張り終わりなので 釘を打つための下穴を開けます。
機械ではなく手で打ち綺麗に仕上げます。

取付工事

サイディングを張り終えたら
一旦取り外しておいた物を取付けます。

フード
インターフォン
機器類を元の位置へ、ホース類も極力すっきり。
サイディングの下地を打つ際に、壁にあらかじめ機器類の下地も打っています。

完了検査・足場撤去

足場を外してしまう前に、全体をチェックします。いよいよです、足場越しではなく全体を見れます。

養生シートを外したら見学の方がいらっしゃいました。

今回のポイント!

その1 土台水切りのライン

元は基礎と外壁の境目が一直線ではないところがありました。
とてもスッキリ、違和感ゼロの自然な仕上がりに。

写真の部分だけ土台水切りがかなり高くなっていました(新たな下地を取付け中。)
下地を打ち込み真っ直ぐにしました。

その2 煙突固定部

木部と木部の間にご注目です。
他の部分と 同様に 張ってしまうと、 木部より仕上がりが出っ張ってしまうので、下地の木材で高さを調整し木部とサイディングをフラットにし、あえて見切の枠は付けないことにより自然な仕上がりになりました。

その3 窓

内側に直角に壁が曲がる部分の窓です。ぴたりとついていればOKというものでもなく、調整してルーバー窓の開け閉めが出来るようにしました。

その4 ポーチ柱

住み慣れた玄関前の柱、下地とサイディングの厚さ×4面では大きく太さが変わってしまい、お客様が感じる違和感を解消しました。

その5 ウッドデッキ

元々の壁にギリギリでしたので、このままでは張れません。張った後も同様にギリギリの仕上がりになるよう、切らせていただき施工しました。

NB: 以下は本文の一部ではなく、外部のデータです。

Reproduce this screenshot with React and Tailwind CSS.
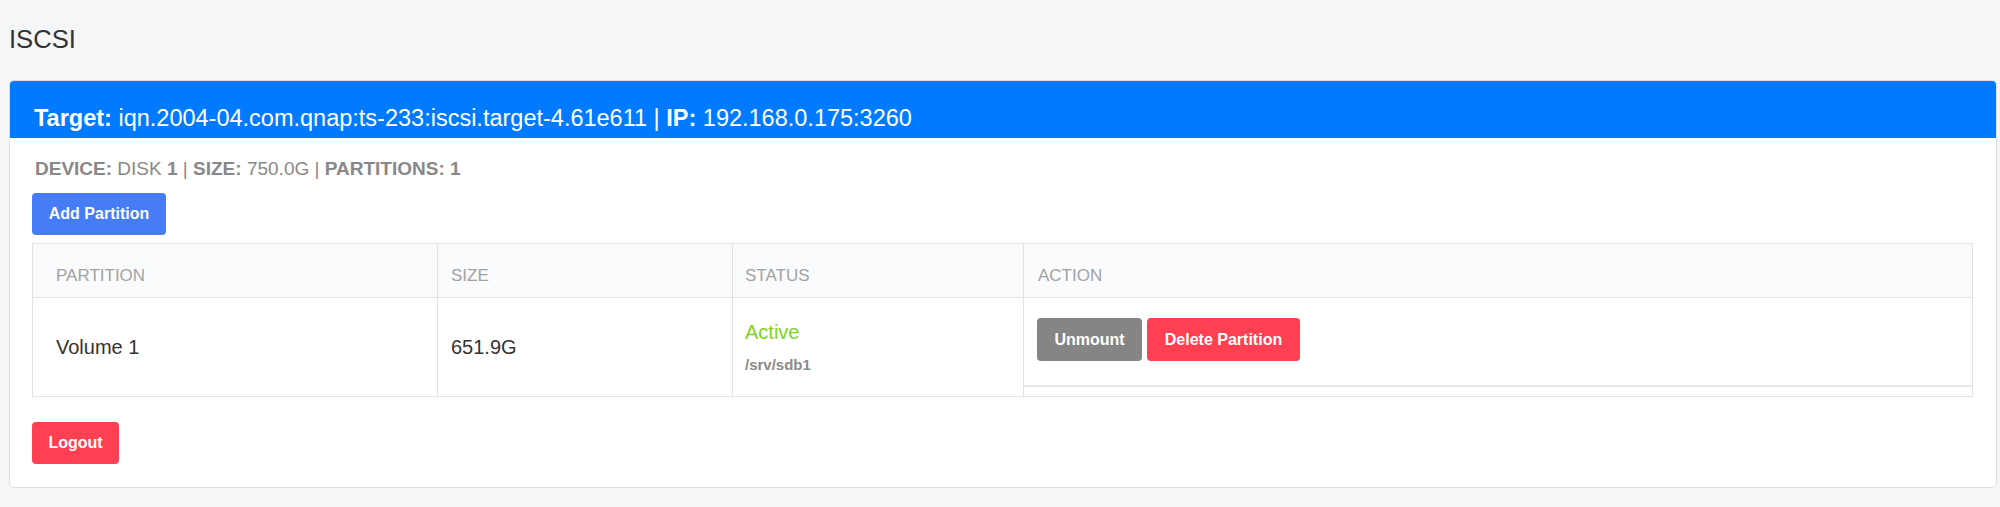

この様に、外壁カバー工事はただ張るという作業ではないことがおわかりいただけたでしょうか。一邸一邸のお住まいの状態を考慮して納める施工の技術と、お客様の思いに向き合う柔軟で丁寧な対応力も求められます。
お客様に喜んでいただくことが私たちの喜びです。「銅一板金を選んで良かった」と思っていただきたいです。